The scene in downtown DC on Inauguration Day was tense. Anti-Trump protesters descended on nearly every entry point to the inauguration area. Led by a group called DisruptJ20, the protesters sought to block each of the entrances into the inauguration. And that’s precisely what they did.
At the corner of 10th and E streets, Northwest, perhaps the most trafficked entry point, a wave of protesters pushed their way to front of the line. Dozens of protesters blocked both sidewalks and shouted at Trump supporters as they attempted to pass, screaming, “Find another way!” Several others sat directly in front of the entryway, locking arms and forcing police officers to move them.
Those who made it past the barrier were greeted with cries of, “Shame! Shame! Shame!” as they made their way to the security tent. Hundreds more protesters inserted themselves into already long lines, hoping to clog things up.
For the most part, attendees did a good job of ignoring the provocations. A few skirmishes between protesters blocking the entrances and Trump supporters trying to get through, but nothing erupted into full-scale violence. Others knocked over trash cans and moved barrier gates around to confuse attendees.
Later, there were reports of protesters vandalizing property and clashing with police. The Associated Press reported that “police gave chase to a group of about 100 protesters who smashed the windows of downtown businesses including a Starbucks, Bank of America and McDonald's as they denounced capitalism and Trump.”
The goal of the protest was disruption. “We call on all people of good conscience to join in disrupting the ceremonies,” a statement reads on DisruptJ20’s website.
“If Trump is to be inaugurated at all, let it happen behind closed doors, showing the true face of the security state Trump will preside over.

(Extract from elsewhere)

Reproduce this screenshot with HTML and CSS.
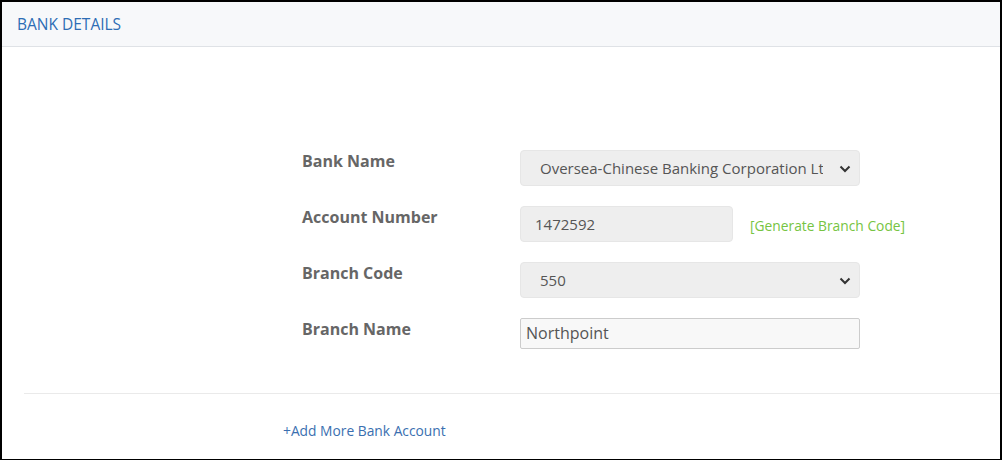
FILE: index.html
```html
<!DOCTYPE html>
<html lang="en">

<head>
  <meta charset="UTF-8" />
  <title>Bank Details</title>
  <link rel="stylesheet" href="styles.css">
</head>

<body>
  <!-- 패널 -->
  <section class="panel">
    <header class="panel-head">BANK DETAILS</header>

    <div class="panel-body">
      <div class="form">
        <!-- 은행명 -->
        <div class="row">
          <label class="label">Bank Name</label>
          <div class="select wide">
            <span class="select-text">Oversea-Chinese Banking Corporation Ltd</span>
            <svg class="chev" width="12" height="8" viewBox="0 0 12 8">
              <path d="M1.5 1.5 L6 6 L10.5 1.5" fill="none" stroke="#333" stroke-width="2" />
            </svg>
          </div>
        </div>

        <!-- 계좌번호 -->
        <div class="row">
          <label class="label">Account Number</label>
          <div class="field">
            <div class="input readonly">1472592</div>
            <a href="#" class="gen">[Generate Branch Code]</a>
          </div>
        </div>

        <!-- 지점코드 -->
        <div class="row">
          <label class="label">Branch Code</label>
          <div class="select wide">
            <span class="select-text">550</span>
            <svg class="chev" width="12" height="8" viewBox="0 0 12 8">
              <path d="M1.5 1.5 L6 6 L10.5 1.5" fill="none" stroke="#333" stroke-width="2" />
            </svg>
          </div>
        </div>

        <!-- 지점명 -->
        <div class="row">
          <label class="label">Branch Name</label>
          <div class="input text">Northpoint</div>
        </div>
      </div>

      <hr class="line">

      <a href="#" class="add">+Add More Bank Account</a>
    </div>
  </section>
</body>

</html>
```

FILE: styles.css
```css
/* 초기화 */
html,
body {
  margin: 0;
  padding: 0;
}

body {
  font-family: "Open Sans", "Liberation Sans", sans-serif;
  background: #fff;
}

/* 패널 */
.panel {
  box-sizing: border-box;
  width: 1002px;
  height: 460px;
  border: 2px solid #000;
  border-bottom-width: 1px;
  background: #fff;
  overflow: hidden;
}

.panel-head {
  height: 44px;
  line-height: 44px;
  padding-left: 15px;
  background-color: #f7f8fa;
  border-bottom: 1px solid #dfe2e6;
  color: #2d6db5;
  font-size: 15.5px;
}

.panel-body {
  padding: 103px 0 0 22px;
}

/* 폼 */
.form {
  display: flex;
  flex-direction: column;
  gap: 20px;
  padding-left: 278px;
}

.row {
  display: flex;
  align-items: flex-start;
}

.label {
  width: 218px;
  color: #666;
  font-size: 16px;
  font-weight: bold;
  line-height: 22px;
}

/* 셀렉트 */
.select {
  position: relative;
  box-sizing: border-box;
  height: 36px;
  padding: 0 36px 0 19px;
  background: #eee;
  border: 1px solid #e6e6e6;
  border-radius: 4px;
  display: flex;
  align-items: center;
  overflow: hidden;
}

.wide {
  width: 340px;
}

.select-text {
  color: #555;
  font-size: 15px;
  white-space: nowrap;
  overflow: hidden;
}

.chev {
  position: absolute;
  right: 8px;
  top: 14px;
}

/* 입력 */
.field {
  display: flex;
  align-items: center;
  gap: 17px;
}

.input {
  box-sizing: border-box;
  color: #555;
}

.readonly {
  width: 213px;
  height: 36px;
  line-height: 34px;
  padding-left: 14px;
  font-size: 15px;
  background: #eee;
  border: 1px solid #e6e6e6;
  border-radius: 4px;
}

.text {
  width: 340px;
  height: 31px;
  line-height: 29px;
  padding-left: 5px;
  font-size: 16px;
  background: #f8f8f8;
  border: 1px solid #ccc;
  border-radius: 2px;
}

.gen {
  margin-top: 2px;
  color: #76c442;
  font-size: 13.8px;
  text-decoration: none;
}

/* 구분선 */
.line {
  margin: 44px 0 0;
  border: 0;
  border-top: 1px solid #eaeaea;
}

.add {
  display: inline-block;
  margin: 27px 0 0 259px;
  color: #3a6fb0;
  font-size: 13.8px;
  text-decoration: none;
}
```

It must be made clear to the whole world that the vast majority of people in the United States do not support his presidency or consent to his rule.”
Law enforcement clumsily managed the situation, physically breaking the human chain in order to let people by. But the chains quickly reformed, and the stalemate resumed. And so it went for most of the morning. Eventually police deployed tear gas and smoke bombs to disperse the crowds.

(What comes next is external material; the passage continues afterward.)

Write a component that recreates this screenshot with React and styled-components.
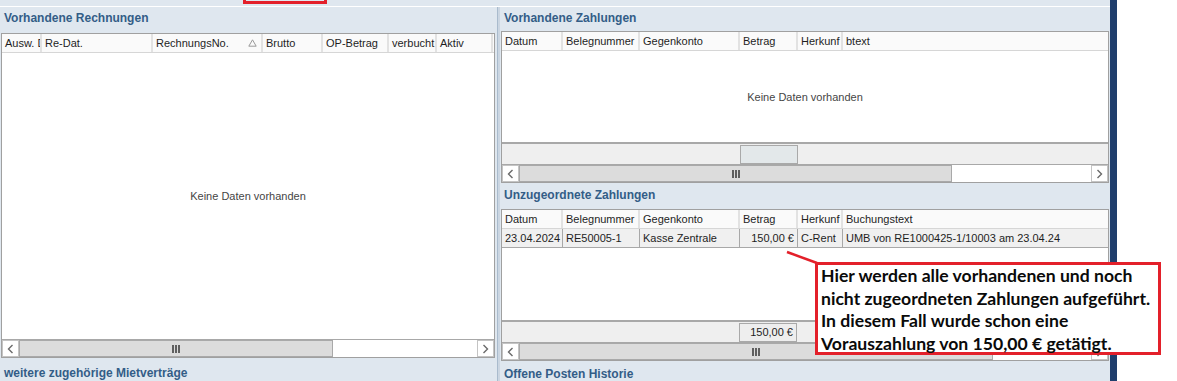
import React from "react";
import styled, { createGlobalStyle } from "styled-components";

const GlobalStyle = createGlobalStyle`
  *, *::before, *::after { box-sizing: border-box; }
  html, body { margin: 0; padding: 0; background: #ffffff; }
`;

const Root = styled.div`
  position: relative;
  width: 1177px;
  height: 381px;
  display: flex;
  overflow: hidden;
  font-family: "Liberation Sans", Arial, sans-serif;
  font-size: 11px;
  color: #1e1e1e;
`;

const Main = styled.div`
  width: 1110px;
  display: flex;
  flex-direction: column;
  background: #dfe7ef;
`;

const DarkBar = styled.div`
  width: 7px;
  background: #1f3e6c;
`;

const Rest = styled.div`
  flex: 1;
  background: #ffffff;
`;

const TopStrip = styled.div`
  height: 7px;
  border-bottom: 1px solid #ffffff;
  flex-shrink: 0;
`;

const Panels = styled.div`
  flex: 1;
  display: flex;
  min-height: 0;
`;

const Panel = styled.div`
  width: ${(p) => p.$w}px;
  display: flex;
  flex-direction: column;
  flex-shrink: 0;
`;

const Splitter = styled.div`
  width: 3px;
  flex-shrink: 0;
  background: linear-gradient(to right, #a9bbcd 0 1px, #cbd6e2 1px 3px);
`;

const PanelTitle = styled.div`
  height: ${(p) => p.$h}px;
  padding: ${(p) => p.$pt}px 0 0 4px;
  font-weight: bold;
  font-size: 12px;
  line-height: 16px;
  color: #335d87;
  white-space: nowrap;
  flex-shrink: 0;
`;

const Grid = styled.div`
  margin-left: 1px;
  width: ${(p) => p.$w}px;
  height: ${(p) => p.$h}px;
  border: 1px solid #a0a0a0;
  background: #ffffff;
  display: flex;
  flex-direction: column;
  flex-shrink: 0;
  overflow: hidden;
`;

const HeaderRow = styled.div`
  display: flex;
  height: 19px;
  flex-shrink: 0;
  background: #fafafa;
  border-bottom: 1px solid #d6d6d6;
`;

const HeaderCell = styled.div`
  width: ${(p) => p.$w}px;
  flex-shrink: 0;
  display: flex;
  align-items: center;
  justify-content: space-between;
  padding: 0 ${(p) => (p.$tight ? 0 : 4)}px 0 3px;
  border-right: ${(p) => (p.$last ? "none" : "2px solid #e2e2e2")};
  line-height: 18px;
  white-space: nowrap;
  overflow: hidden;
  color: #1e1e1e;
  ${(p) => (p.$last ? "flex: 1;" : "")}
`;

const DataRow = styled.div`
  display: flex;
  height: 19px;
  flex-shrink: 0;
  background: #f0f0f0;
  border-bottom: 1px solid #a8a8a8;
`;

const DataCell = styled.div`
  width: ${(p) => p.$w}px;
  flex-shrink: 0;
  padding: 0 3px;
  line-height: 18px;
  white-space: nowrap;
  overflow: hidden;
  text-align: ${(p) => (p.$right ? "right" : "left")};
  border-right: ${(p) => (p.$last ? "none" : "1px solid #a8a8a8")};
  ${(p) => (p.$last ? "flex: 1;" : "")}
`;

const Body = styled.div`
  flex: 1;
  min-height: 0;
  display: flex;
  align-items: center;
  justify-content: center;
  background: #ffffff;
`;

const Empty = styled.span`
  color: #454545;
`;

const Footer = styled.div`
  height: 22px;
  flex-shrink: 0;
  border-top: 2px solid #a8a8a8;
  background: #efefef;
  display: flex;
  align-items: center;
  padding-left: ${(p) => p.$offset}px;
`;

const FooterBox = styled.div`
  width: 58px;
  height: 19px;
  border: 1px solid #a9a9a9;
  background: ${(p) => (p.$filled ? "#eeeeee" : "#e3e8ea")};
  text-align: right;
  padding-right: 3px;
  line-height: 17px;
  white-space: nowrap;
`;

const ScrollBar = styled.div`
  height: 18px;
  flex-shrink: 0;
  display: flex;
  border-top: 1px solid #a8a8a8;
  background: #ffffff;
`;

const ArrowBtn = styled.div`
  width: 17px;
  flex-shrink: 0;
  display: flex;
  align-items: center;
  justify-content: center;
  border: 1px solid #c4c4c4;
  background: #ffffff;
`;

const Thumb = styled.div`
  width: ${(p) => p.$w}px;
  flex-shrink: 0;
  background: #dcdcdc;
  border: 1px solid #a9a9a9;
  display: flex;
  align-items: center;
  justify-content: center;
`;

const Track = styled.div`
  flex: 1;
  background: #ffffff;
`;

const RedFrame = styled.div`
  position: absolute;
  left: 243px;
  top: -20px;
  width: 84px;
  height: 24px;
  border: 3px solid #e3202a;
`;

const Callout = styled.div`
  position: absolute;
  left: 815px;
  top: 262px;
  width: 346px;
  height: 93px;
  border: 3px solid #e3202a;
  background: #ffffff;
  padding: 0 0 0 3px;
  font-family: Lato, "Open Sans", sans-serif;
  font-weight: 700;
  font-size: 17.6px;
  color: #0a0a0a;
`;

const CalloutLine = styled.div`
  line-height: 22.5px;
  white-space: nowrap;
`;

const Connector = styled.svg`
  position: absolute;
  left: 784px;
  top: 248px;
  overflow: visible;
`;

const Chevron = ({ dir }) => (
  <svg width="7" height="10" viewBox="0 0 7 10">
    <polyline
      points={dir === "left" ? "5.5,1 1.5,5 5.5,9" : "1.5,1 5.5,5 1.5,9"}
      fill="none"
      stroke="#6a6a6a"
      strokeWidth="1.4"
    />
  </svg>
);

const Grip = () => (
  <svg width="8" height="8" viewBox="0 0 8 8">
    <rect x="0" y="0" width="2" height="8" fill="#5f5f5f" />
    <rect x="3" y="0" width="2" height="8" fill="#5f5f5f" />
    <rect x="6" y="0" width="2" height="8" fill="#5f5f5f" />
  </svg>
);

const SortMark = () => (
  <svg width="9" height="8" viewBox="0 0 9 8">
    <polygon points="4.5,0.8 8.2,7.2 0.8,7.2" fill="none" stroke="#9a9a9a" strokeWidth="1" />
  </svg>
);

const Scroll = ({ thumb }) => (
  <ScrollBar>
    <ArrowBtn>
      <Chevron dir="left" />
    </ArrowBtn>
    <Thumb $w={thumb}>
      <Grip />
    </Thumb>
    <Track />
    <ArrowBtn>
      <Chevron dir="right" />
    </ArrowBtn>
  </ScrollBar>
);

const leftCols = [
  { label: "Ausw. D", w: 40, tight: true },
  { label: "Re-Dat.", w: 111 },
  { label: "RechnungsNo.", w: 110, sort: true },
  { label: "Brutto", w: 60 },
  { label: "OP-Betrag", w: 66 },
  { label: "verbucht", w: 48, tight: true },
  { label: "Aktiv", w: 56 },
];

const payCols = [
  { label: "Datum", w: 61 },
  { label: "Belegnummer", w: 77 },
  { label: "Gegenkonto", w: 100 },
  { label: "Betrag", w: 58 },
  { label: "Herkunf", w: 45, tight: true },
];

const Header = ({ cols, lastLabel }) => (
  <HeaderRow>
    {cols.map((c) => (
      <HeaderCell key={c.label} $w={c.w} $tight={c.tight}>
        <span>{c.label}</span>
        {c.sort && <SortMark />}
      </HeaderCell>
    ))}
    {lastLabel && (
      <HeaderCell $last>
        <span>{lastLabel}</span>
      </HeaderCell>
    )}
  </HeaderRow>
);

export default function App() {
  return (
    <>
      <GlobalStyle />
      <Root>
        <Main>
          <TopStrip />
          <Panels>
            <Panel $w={497}>
              <PanelTitle $h={26} $pt={3}>Vorhandene Rechnungen</PanelTitle>
              <Grid $w={494} $h={325}>
                <Header cols={leftCols} />
                <Body>
                  <Empty>Keine Daten vorhanden</Empty>
                </Body>
                <Scroll thumb={314} />
              </Grid>
              <PanelTitle $h={23} $pt={7}>weitere zugehörige Mietverträge</PanelTitle>
            </Panel>
            <Splitter />
            <Panel $w={610}>
              <PanelTitle $h={24} $pt={3}>Vorhandene Zahlungen</PanelTitle>
              <Grid $w={608} $h={152}>
                <Header cols={payCols} lastLabel="btext" />
                <Body>
                  <Empty>Keine Daten vorhanden</Empty>
                </Body>
                <Footer $offset={238}>
                  <FooterBox />
                </Footer>
                <Scroll thumb={433} />
              </Grid>
              <PanelTitle $h={26} $pt={4}>Unzugeordnete Zahlungen</PanelTitle>
              <Grid $w={608} $h={152}>
                <Header cols={payCols} lastLabel="Buchungstext" />
                <DataRow>
                  <DataCell $w={61}>23.04.2024</DataCell>
                  <DataCell $w={77}>RE50005-1</DataCell>
                  <DataCell $w={100}>Kasse Zentrale</DataCell>
                  <DataCell $w={58} $right>150,00 €</DataCell>
                  <DataCell $w={45}>C-Rent</DataCell>
                  <DataCell $last>UMB von RE1000425-1/10003 am 23.04.24</DataCell>
                </DataRow>
                <Body />
                <Footer $offset={237}>
                  <FooterBox $filled>150,00 €</FooterBox>
                </Footer>
                <Scroll thumb={474} />
              </Grid>
              <PanelTitle $h={21} $pt={5}>Offene Posten Historie</PanelTitle>
            </Panel>
          </Panels>
        </Main>
        <DarkBar />
        <Rest />

        <RedFrame />
        <Connector width="34" height="16">
          <line x1="3" y1="4" x2="33" y2="15" stroke="#e3202a" strokeWidth="2.5" />
        </Connector>
        <Callout>
          <CalloutLine>Hier werden alle vorhandenen und noch</CalloutLine>
          <CalloutLine>nicht zugeordneten Zahlungen aufgeführt.</CalloutLine>
          <CalloutLine>In diesem Fall wurde schon eine</CalloutLine>
          <CalloutLine>Vorauszahlung von 150,00 € getätigt.</CalloutLine>
        </Callout>
      </Root>
    </>
  );
}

I noticed a group of women holding two massive banners that read “Illegitimate” and “Not Our President.” They made the trip here from Chicago.
One of them, a woman named Val Jones, echoed a sentiment I heard over and over again: The election, she said, “was devastating. ... I think there’s something desperately wrong with this election. I think most of America feels cheated and knows this wasn’t a legitimate election. ... I’m disappointed that we couldn’t stand up as a country against this threat. But I’m here today to do just that.”

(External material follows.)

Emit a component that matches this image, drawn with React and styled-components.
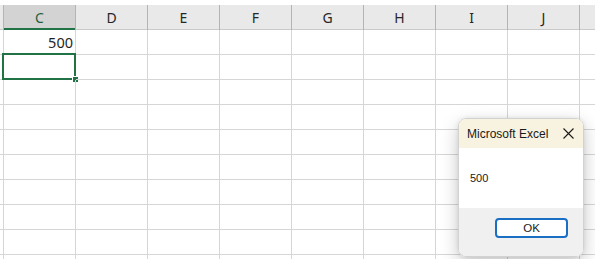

I asked Val’s partner, Sharon Jones, what she thought about the strategy of disruption. She wasn’t entirely comfortable with it, but, like many of the people in the street today, she saw in the Trump administration an existential threat.
“What we have with Trump and his Cabinet,” she told me, “are fascists who would undermine our rights in order to serve the 1 percent. ... This is a democracy, and we have to fight back. We have to send a message.”
Trump supporters were less distraught than the protesters, but their guy won. I asked them the same two questions I asked many of the protesters: What did Trump’s victory mean to you? And what kind of country should we be? Their answers echoed Trump’s stump speeches.
Helen Matuz, a woman from Long Island, told me she voted from Trump because he’s gong to “build up our military and make America great again.”
Ann Kellash, Amy’s sister, said she believes Trump “will straighten everything out and run the country like a business.” “We need change,” she added, “and that’s what Trump is.” Change, as ever, is the key word here.
Some will say the protests today went too far, that blocking gates is counterproductive. Perhaps. But protests are about disruption, and so in that sense what happened today wasn’t — apart from the acts of vandalism — unusual or extreme. A point was made.
As for whether or not any of this is likely to make things better, the answer is probably not. No one’s in the business of persuasion anymore. As Vox’s Andrew Prokop noted, Trump made little effort in his inaugural address to reach out to people who didn’t vote for him, choosing instead to double down on his vaguely ethnonationalist campaign rhetoric.
What will be interesting to watch is how Trump voters respond to what will presumably be a host of failed promises. Trump ran an aggressively populist campaign. Millions of white working-class Americans are expecting economic deliverance. But the reality is that Trump’s plans will likely be a nightmare for many of these Americans.
Before the inauguration ceremony was over, Trump’s new WhiteHouse.gov website went live. On it is a series of traditional “trickle-down” and libertarian policies, which, if enacted, will devastate working- and middle-class Americans. (Vox’s Dylan Matthews examines the proposals in detail here.)
If Trump fails to bring back jobs, if he slashes taxes for the top 1 percent, if he guts the regulatory framework or undercuts our social welfare programs or strips millions of Americans of health coverage, working-class peoplewill suffer immensely. Trump and the Republicans will have to own it. And the talking points won’t suffice.
What I noticed today talking to Trump supporters and protesters is that everyone tends to want the same things — better jobs, more opportunities, equity. I asked Amy Kellash, the Trump supporter from Minnesota, what kind of country America should. Her answer was: “Free.” I asked Queeney, the Trump protester from Florida, the same question. Her answer was: “Free.”